When dinner was ready, Sandy came and took her place at the table beside me, her Italian translator, never even suspecting that a birthday dinner was in the works.  We enjoyed a lovely fish dinner donated by a local restaurant, and then out came the 3 cakes, one with a candle in the top.  Sandy turned to me in shock.  I shrugged my shoulders and said, “I’m not so good at keeping this kind of secret.”

Over her shoulder I saw Lino, who suddenly had tears welling-up in his eyes.  Steffy explained to me in Italian that Lino was feeling emotional because Sandy reminded him of his mother.  When I translated this to Sandy, she stood up and went to Lino, who stood up, too.  She wrapped him in a hug that made all the eyes around the table well-up.  Miriam told me that in Sandy she had rediscovered both “mother-in-law” and mother.  Sandy gave Miriam a big hug, too, as Lino wiped away tears.

Although her work in Romania is administrative, it became abundantly clear that Sandy has a mother anointing.  Playing with children is one thing, and I play with children because I feel like a child more than an adult most of the time.  But Sandy’s mother anointing is quite another thing.
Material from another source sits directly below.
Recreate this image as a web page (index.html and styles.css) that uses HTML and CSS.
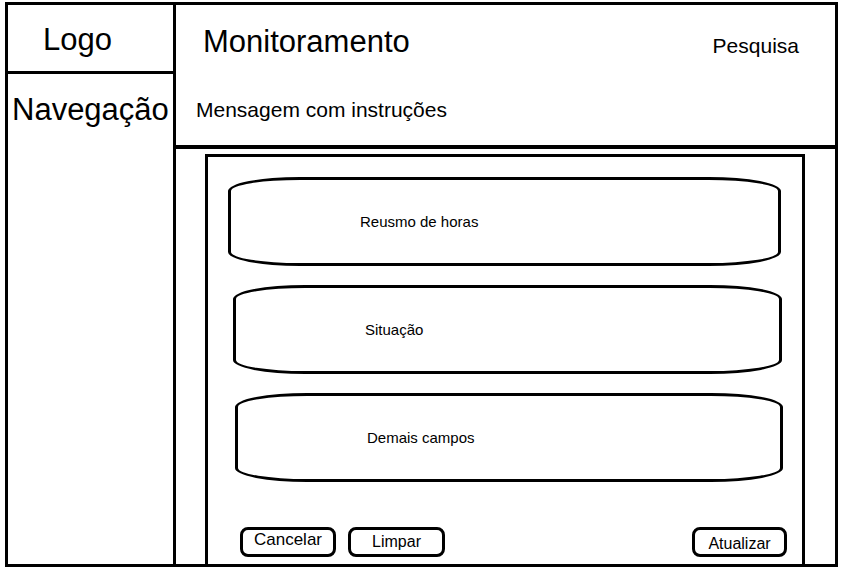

I was once again struck by how God had arranged all this.  My ministry of encouragements is often like this instance—encouragement happens, but not because I go with the intention of doing something to encourage missionaries.  No, it happens because I follow where Jesus leads me, and encouragement naturally just seems to flow.  This whole thing made me realize that my desire for Sandy to see La Casa had been from God, and it had been confirmed by Pastor Fabio.  It is humbling to realize that it all had very little to do with me or anything I am able to do.  The biggest thing I did—the only thing I really ever had to do—was to let go of the controls and go where God leads me.  He does all the work, and my work doesn’t feel like work so much as just fun, play, and enjoying friendships.  What a life!  God is good, so good!